Developing A Political Vision
In order to really address the changing political environment, even the more authentic community organizations will have to change. We must not be afraid to use analytical and ideological tools to develop political vision. By political vision, I mean a vision that takes us past the strategies of a campaign, a power analysis of key players, or the tactics of a good accountability session. In order to be a critical element in future change efforts, we must work with our constituents to develop our vision of a future society. In a global society, our vision cannot simply be a warmed-over “lowest-common-denominator” notion of Jeffersonian Democracy coupled with an appetite for power, without defining power for what and for whom.
How do we arrive at a vision that takes into account and combines our own political beliefs, values, aspirations and experiences with those of our constituents? Very slowly. But we will only arrive if we allocate the resources, create the organizational space, and make a commitment to read, study, and discuss wedge issues and political vision as part of the culture of our organizations. In finding ways to build our vision, we don’t have to agree on everything. However, if we have any hope of affecting larger societal issues and continuing to be relevant to our own constituents, we have to create space for discussing and developing a collective vision. Remember, the grassroots movement of the right does not begin, or end, with stop signs.

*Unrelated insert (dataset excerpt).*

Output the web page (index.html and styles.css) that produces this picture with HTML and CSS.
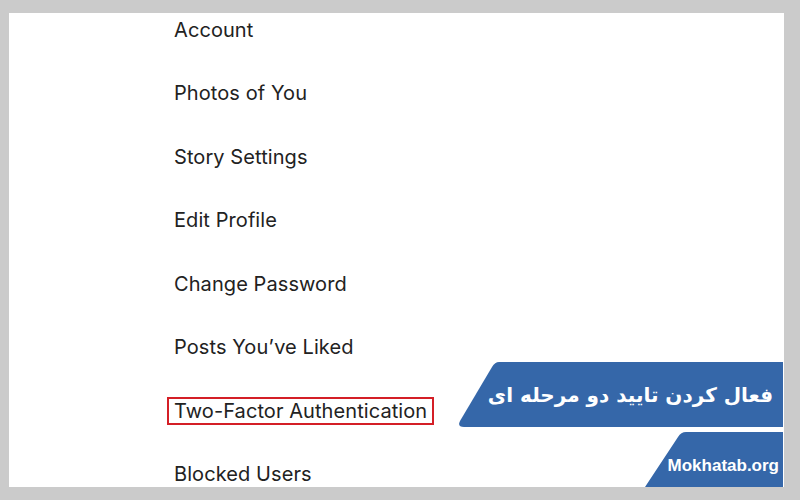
FILE: index.html
```html
<!DOCTYPE html>
<html lang="en">
<head>
<meta charset="utf-8">
<title>Two-Factor Authentication</title>
<link rel="stylesheet" href="styles.css">
</head>
<body>
<div class="card">
  <ul class="menu">
    <li class="item">Account</li>
    <li class="item">Photos of You</li>
    <li class="item">Story Settings</li>
    <li class="item">Edit Profile</li>
    <li class="item">Change Password</li>
    <li class="item">Posts You’ve Liked</li>
    <li class="item"><span class="highlight">Two-Factor Authentication</span></li>
    <li class="item">Blocked Users</li>
  </ul>
  <div class="banner banner-title">
    <svg class="banner-shape" viewBox="0 0 326 65" preserveAspectRatio="none"><path d="M42,0 H326 V65 H7 Q0,65 3,59 L35,5 Q38,0 42,0 Z"/></svg>
    <span class="title" dir="rtl" lang="fa">فعال کردن تایید دو مرحله ای</span>
  </div>
  <div class="banner banner-site">
    <svg class="banner-shape" viewBox="0 0 138 55" preserveAspectRatio="none"><path d="M41,0 H138 V55 H0 L33,5 Q36,0 41,0 Z"/></svg>
    <span class="site">Mokhatab.org</span>
  </div>
</div>
</body>
</html>
```
FILE: styles.css
```css
html, body {
  margin: 0;
  padding: 0;
}
body {
  background: #cbcbcb;
  width: 800px;
  height: 500px;
  overflow: hidden;
}
.card {
  position: relative;
  margin: 13px 16px 0 9px;
  height: 474px;
  background: #ffffff;
  overflow: hidden;
}
.menu {
  list-style: none;
  margin: 0;
  padding: 5px 0 0 165px;
  display: grid;
  grid-auto-rows: 63.43px;
}
.item {
  font-family: Inter, "Liberation Sans", Arial, sans-serif;
  font-size: 20px;
  line-height: 24px;
  letter-spacing: 0.08px;
  color: #222222;
}
.highlight {
  display: inline-block;
  border: 2px solid #d41f26;
  padding: 0 5px;
  margin: -2px 0 0 -7px;
}
.banner {
  position: absolute;
  right: 1px;
  display: flex;
  align-items: center;
  justify-content: flex-end;
}
.banner-shape {
  position: absolute;
  inset: 0;
  width: 100%;
  height: 100%;
  fill: #3567a9;
}
.banner-title {
  left: 448px;
  top: 349px;
  height: 65px;
  padding-right: 10px;
}
.banner-site {
  left: 636px;
  top: 419px;
  height: 55px;
  padding-right: 4px;
}
.title {
  position: relative;
  white-space: nowrap;
  font-family: "DejaVu Sans", sans-serif;
  font-weight: bold;
  font-size: 20px;
  color: #ffffff;
}
.site {
  position: relative;
  font-family: "Liberation Sans", Arial, sans-serif;
  font-weight: bold;
  font-size: 17px;
  color: #ffffff;
  margin-top: 12px;
}
```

When many of us began organizing, we believed that the organizations we built would form the base for a movement. Somewhere along the line, many of us got stuck in our own brand of organizing. Instead of believing that all of our organizations might have a shot at building a movement, we began to believe that our network was the movement and that everybody else should join, die, or get out of the way.
Given our current political situation, we may just want to rethink that position.